My love affair with Weston-super-Mare
15th March 2024
Imagine your dad wins a competition in the local newspaper and spends the money on a family holiday to Weston-super-Mare where you get to see The Beatles live!
Sounds like it should be in a book?
Well, it is. It is all in Andy Harper’s Knitted Swimming Trunks book about his tough start in life growing up in 1950s and 60s Birmingham and his much-cherished holidays in Weston-super-Mare – the town he keeps coming back to almost 70 years later.
Andy takes the reader on a brutally honest, but also funny and ultimately inspirational journey through his hard childhood, where his stammer, nits, alopecia and his propensity to suffer with other ailments made him an easy target for playground bullies, as he reveals why Weston is such a massive part of his life.
From never understanding why everyone kept saying hello to his dad on the promenade to seeing a lady undress in a cheeky What The Butler Saw arcade machine on the Grand Pier, to his night with The Beatles, Andy tells it all with a mixture of wit and painful honesty.
We were from Birmingham but everyone on the prom knew my dad
His holidays were the same time every year. Factory Fortnight, the two weeks when the Birmingham car plant his dad worked at would shut down and everyone decamped on their holidays – with most heading to Weston-super-Mare or Weymouth.
He said: “I never could work out why everyone kept saying hello to my dad as we walked down the promenade or why the other kids on the beach were the same ones I went to school with.”
Andy and his family on the promenade
Seeing The Beatles in Weston
There is one childhood holiday to Weston that stands out above all the others though. 1963. His dad won £500 in a Spot the Ball competition and a B&B for the family on Weston’s Locking Road was duly booked. Unbeknown to any of them at the time, the week coincided with The Beatles six-successive nights of concerts at the Odeon in Weston.
Andy said: “I had my own bedroom and not only that I could choose what I had for breakfast. We had to be out of the B&B by 9.30am and stay out until 6pm. They were long days but such good days.”

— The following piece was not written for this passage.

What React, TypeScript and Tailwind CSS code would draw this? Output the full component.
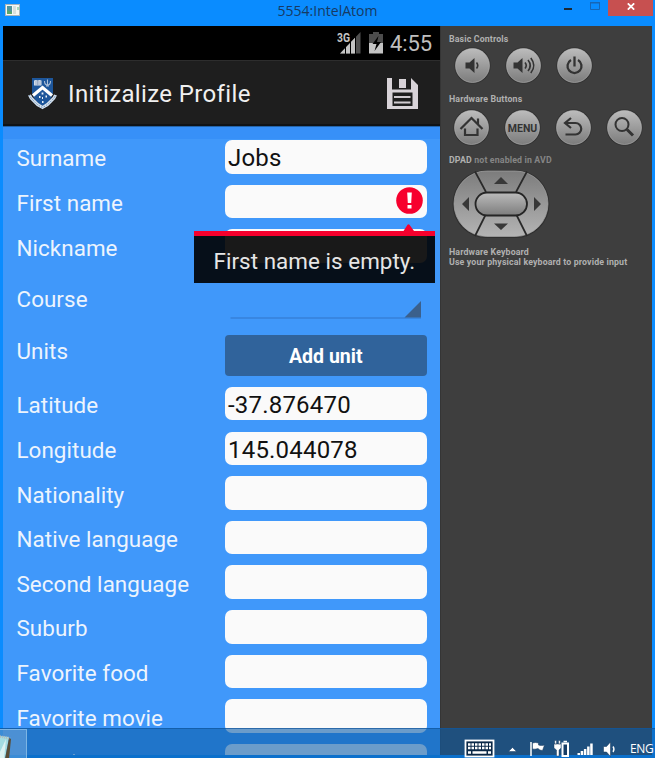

A full day of sandcastle building and fun on the beach was had before it came to deciding the evening entertainment.
Andy said: “Mum and Dad wanted to go to the Winter Gardens Pavilion for a tea dance and knew I wouldn’t be interested in watching them dancing. All week at the Odeon Cinema they’d been advertising a live Merseybeat music event. I wasn’t bothered about going. I wanted to go onto the Grand Pier and see what kind of What The Butler Saw machine they had, but my mum suggested it, and anything was better than listening to songs of the 1940s and watching my parents waltz around the room.”
Mum took 14-year-old Andy to The Odeon, bought his ticket, and embarrassed him by asking the staff to look after him as she led him to his seat.
He sat through the concert listening to Gerry and The Pacemakers, and other groups before The Beatles came on.
He said: “Four young guys all wearing suits and with the same haircuts came on stage. I was completely blown away. It was a life-changing moment. I was there on my own. The place was full. I was transported into a completely different new world by this band and the atmosphere. I was jumping around and going mad with everyone else. I felt like part of a group. For that moment I was a Beatle on the stage.”
When his mum came to collect him after the show, she could not believe the transformation in her son who had gone from being not bothered to obsessed.
He said: “I was on a different planet. It was fab (the word everyone at the concert was using). I wanted to be a Beatle and look like a Beatle.”
Andy’s love affair with Weston-super-Mare and The Beatles was well and truly cemented. Holidays to Weston were a highlight of the year and, as an underachiever at school, his childhood ambition was to become a deckchair attendant on Weston’s beach.
I love Weston it feels like home
He said: “I loved the place. I loved coming and I still do. It was a long journey on the coach back then, down the A38 because there was no motorway. The excitement used to build whenever we got near Bristol. I’m the same now. I come back every year, sometimes more than once a year. The road has changed now. The motorway is in place, but I still get that same sense of excitement every time I come down that big hill just past Bristol and know I’m nearly in Weston.
“I love the town and everything about it. I love the walks, the beach, the views, the big wide promenade, the park with Jill’s Garden in it and all the entertainment going on in the hotels and the town.
“Give me Weston over Spain any day. I say it without any hesitation. I love Weston. It feels like home.”
Visit Weston can reveal that Andy did not achieve his childhood dream of becoming a Weston beach deckchair attendant, but you’ll have to read the book to discover what he did achieve.
And the title of the book? Knitted Swimming Trunks? Well, that refers to the home-made trunks mum knitted Andy which became incredibly heavy and hard to keep up around the waist when they got wet!
You can meet Andy when he returns to Weston to promote his book at the Bay Café at the Tropicana on June 29th from 10am until 4pm.
Knitted Swimming Trunks, published by Brewin Books, is available on Amazon and from Waterstones.
Andy said: "I was over the moon when my book was next to the Peaky Blinders one in the Birmingham city centre Waterstones. Imagine that, ordinary me with my book next to the Peaky Blinders!”